When this happens and I’m in the audience, I feel like I don’t matter.  They matter.   Their insecurity, or overwhelming stage fright or lack of time to rehearse and commit at least some major points to memory are what matter.   Or – less generously – they simply didn’t care enough to put in the effort.

They’re not getting one of the basic tenets of presentations.   And life.   Practice makes perfect.   And getting the content of your presentation down cold leaves you with the confidence to actually engage with your audience.  To speak to them, not at them.  To look like you’re there with them.    And you  may not look adorable enough to get that liver treat but you will convey knowledge and confidence and engender trust.   People will want to listen to you instead of checking their Facebook account on their mobile phone or wondering what they’re feeding the kids tonight.

I know, it’s scary and daunting. Fear is a prime motivator of almost every shitty presentation that’s been read off a screen.   Like most people, unless you happen to be a sociopath, you’re afraid you’ll stumble over your words, forget what you’re supposed to say, skip essential information that makes your case.  And that’s why you practice.  Alone for the first few times in whatever way is comfortable.   Lying down and memorizing.  Standing up and pacing.   And then you practice again but this time in front of someone supportive who will give you props first and then some constructive criticism.  (Remind them you need the props first, even if it’s just ‘yah, that shirt suits you’).  And when you feel confident enough to take to the stage, practice one more time.
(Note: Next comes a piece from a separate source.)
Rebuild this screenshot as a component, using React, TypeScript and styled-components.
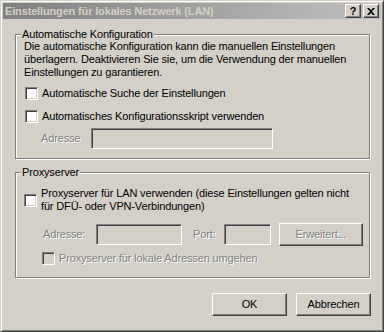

And remember, once you’ve engaged your audience, there is nothing you can do that’s so wrong – minus illegal shit – that you can’t fix it because they’re rooting for you to succeed.   You’ve got them.  They’re engaged.

Liberate yourself from the podium.  Create a personal connection with each and every audience member.  LOOK at them. You’ll feel the love.

Just look into the puppy’s eyes and tell me I’m wrong.